NickCrews commented 2 days ago

I think it's fine if we only test postal on one OS, whichever is easiest. Then pytest.importorskip postal: https://docs.pytest.org/en/8.1.x/how-to/skipping.html#skipping-on-a-missing-import-dependency

NickCrews commented 2 days ago

@jstammers @lmores what do you think about renaming hash_address() to fingerprint_address()? Hash has a very specific connotation in CS (one way function that results in an int), and this isn't quite it. The downside is then this doesn't match the name of the postal function.

Also, what about prefixing/postfixinh these function names with postal, so it leaves the door open for us to add other implementations that do the same thing? Ie with the usaddress pypi package? I'm 50/50 on this idea

lmores commented 2 days ago

@NickCrews Here are my two cents:

a) If we do not go for the prefix/postfix, then renaming hash_address() to fingerprint_address() makes sense b) If we introduce "postal" as prefix/postfix I would suggest to use it as a prefix and stick to postal_hash_address() without renaming (though we could rename it in the future if we introduce another "address backend" to have uniform names after the prefix).

I am slightly in favor of using "postal" as prefix and follow (b), but it is not actually a strong preference.

jstammers commented 2 days ago

I'm leaning towards using a postal prefix/postfix to allow for future functions that implement address parsing/fingerprinting

NickCrews commented 2 days ago

Sounds good, let's go with the postal prefix!

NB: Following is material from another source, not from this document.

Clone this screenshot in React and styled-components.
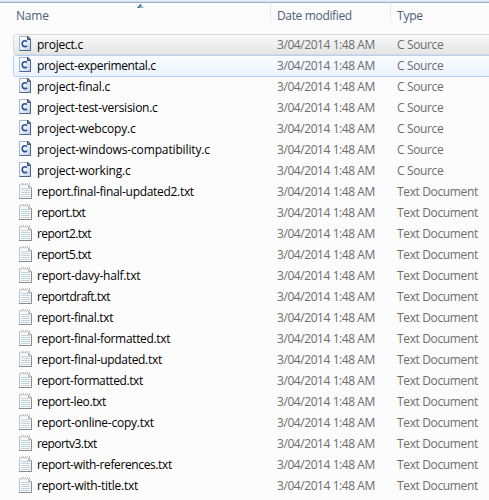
import React from "react";
import styled, { createGlobalStyle } from "styled-components";

const GlobalStyle = createGlobalStyle`
  * { box-sizing: border-box; }
  body { margin: 0; background: #fcfcfc; }
`;

const Explorer = styled.main`
  width: 489px;
  height: 500px;
  overflow: hidden;
  background: #fcfcfc;
  font: 12px/20px "Open Sans", "Noto Sans", sans-serif;
  white-space: nowrap;
`;

const TopEdge = styled.div`
  height: 3px;
  background: linear-gradient(#e4edf8 0 1px, #d3e0f0 1px 2px, #9cb0cd 2px 3px);
`;

const Header = styled.header`
  position: relative;
  display: grid;
  grid-template-columns: 270px 120px 99px;
  height: 31px;
  color: #4c607a;
`;

const HeaderCell = styled.div`
  height: 21px;
  padding: 3px 0 0 ${(p) => (p.$first ? 16 : 6)}px;
  border-left: ${(p) => (p.$first ? 0 : 1)}px solid;
  border-image: linear-gradient(#e3edf8, #d9e6f4 60%, #fcfcfc) 1;
  letter-spacing: ${(p) => p.$spacing}px;
`;

const SortArrow = styled.svg`
  position: absolute;
  left: 137px;
  top: 1px;
`;

const List = styled.div`
  padding-left: 13px;
`;

const rowStates = {
  selected: { border: "#d9d9d9", fill: "linear-gradient(#f9f9f9, #e5e5e5)" },
  hover: { border: "#b4d2f5", fill: "linear-gradient(#fafcfe, #ebf3fd)" },
  plain: { border: "transparent", fill: "none" },
};

const Row = styled.div`
  display: grid;
  grid-template-columns: 18px 240px 120px 96px;
  width: 480px;
  height: ${(p) => (p.$state === "hover" ? 22 : 21)}px;
  margin-bottom: ${(p) => (p.$state === "hover" ? -1 : 0)}px;
  padding-left: 5px;
  border: 1px solid ${(p) => rowStates[p.$state].border};
  border-bottom-width: ${(p) => (p.$state === "plain" ? 0 : 1)}px;
  border-radius: 3px;
  background: ${(p) => rowStates[p.$state].fill};
`;

const FileIcon = styled.svg`
  display: block;
  margin-top: ${(p) => p.$top}px;
`;

const FileName = styled.span`
  color: #000;
  letter-spacing: ${(p) => p.$spacing}px;
`;

const Detail = styled.span`
  color: #6d6d6d;
  letter-spacing: ${(p) => p.$spacing}px;
`;

function SourceIcon() {
  return (
    <FileIcon $top={1} width="13" height="16" viewBox="0 0 13 16">
      <defs>
        <linearGradient id="page" x2="1" y2="1">
          <stop offset="0.3" stopColor="#fff" />
          <stop offset="1" stopColor="#b9cbe6" />
        </linearGradient>
      </defs>
      <path d="M.5.5H8.5L11.5 3.5V14.5H.5Z" fill="url(#page)" stroke="#a3b5d2" />
      <path d="M11.5 3.5V14.5H.5" fill="none" stroke="#4d658f" />
      <path d="M8 0H9L12 3V4H8Z" fill="#42587e" />
      <path d="M9 2V3H10Z" fill="#dfe8f5" />
      <path d="M8 5.6C7.4 5 6.8 4.8 6 4.8 4.2 4.8 3.2 6 3.2 7.7S4.2 10.6 6 10.6C6.8 10.6 7.4 10.4 8 9.9" fill="none" stroke="#2a5299" strokeWidth="1.6" />
    </FileIcon>
  );
}

function TextIcon() {
  return (
    <FileIcon $top={0} width="13" height="17" viewBox="0 0 13 17">
      <path d="M.5 2.5H9.5L12.5 5.5V16.5H.5Z" fill="#fafafa" stroke="#c2c2c2" />
      <path d="M2 6.5H11M2 8.5H11M2 10.5H11M2 12.5H11M2 14.5H11" stroke="#bfd2df" />
      <path d="M12.5 5.5V16.5H0" fill="none" stroke="#8b8b8b" />
      <path d="M1 2.5H10" stroke="#fafafa" />
      <path d="M2.5 1V3M4.5 1V3M6.5 1V3M8.5 1V3M10.5 1V3" stroke="#c4c4c4" />
      <path d="M1.5 2V4M3.5 2V4M5.5 2V4M7.5 2V4" stroke="#dcdcdc" />
      <path d="M9.5 3V5.5H12.5" fill="#ddd" stroke="#b3b3b3" />
    </FileIcon>
  );
}

// Each file carries the tracking that its name is set with.
const files = [
  ["project.c", -0.25],
  ["project-experimental.c", -0.34],
  ["project-final.c", -0.2],
  ["project-test-versision.c", -0.25],
  ["project-webcopy.c", -0.18],
  ["project-windows-compatibility.c", -0.14],
  ["project-working.c", -0.18],
  ["report.final-final-updated2.txt", -0.31],
  ["report.txt", -0.5],
  ["report2.txt", -0.57],
  ["report5.txt", -0.57],
  ["report-davy-half.txt", -0.25],
  ["reportdraft.txt", -0.5],
  ["report-final.txt", -0.33],
  ["report-final-formatted.txt", -0.33],
  ["report-final-updated.txt", -0.31],
  ["report-formatted.txt", -0.4],
  ["report-leo.txt", -0.38],
  ["report-online-copy.txt", -0.24],
  ["reportv3.txt", -0.55],
  ["report-with-references.txt", -0.38],
  ["report-with-title.txt", -0.26],
];

export default function App() {
  return (
    <Explorer>
      <GlobalStyle />
      <TopEdge />
      <Header>
        <HeaderCell $first $spacing={-0.2}>Name</HeaderCell>
        <HeaderCell $spacing={-0.35}>Date modified</HeaderCell>
        <HeaderCell $spacing={-0.2}>Type</HeaderCell>
        <SortArrow width="7" height="4" viewBox="0 0 7 4">
          <path d="M0 4L3.5 0L7 4Z" fill="#8fc0d8" />
          <path d="M0 4L3.5 0L4.5 1L2 4Z" fill="#3c6d8b" />
        </SortArrow>
      </Header>
      <List>
        {files.map(([name, spacing], index) => {
          const source = name.endsWith(".c");
          return (
            <Row key={name} $state={["selected", "hover"][index] || "plain"}>
              {source ? <SourceIcon /> : <TextIcon />}
              <FileName $spacing={spacing}>{name}</FileName>
              <Detail $spacing={-0.43}>3/04/2014 1:48 AM</Detail>
              <Detail $spacing={-0.36}>{source ? "C Source" : "Text Document"}</Detail>
            </Row>
          );
        })}
      </List>
    </Explorer>
  );
}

I actually lean decently towards postal_fingerprint_address instead of postal_hash_address, unless either of you have strong feelings against that, let's do that.

jstammers commented 2 hours ago

@NickCrews it seems that including postal within the dev dependencies is causing the CI step to fail to install the dev dependencies unless postal can be built. Would this be better off as an optional dependency?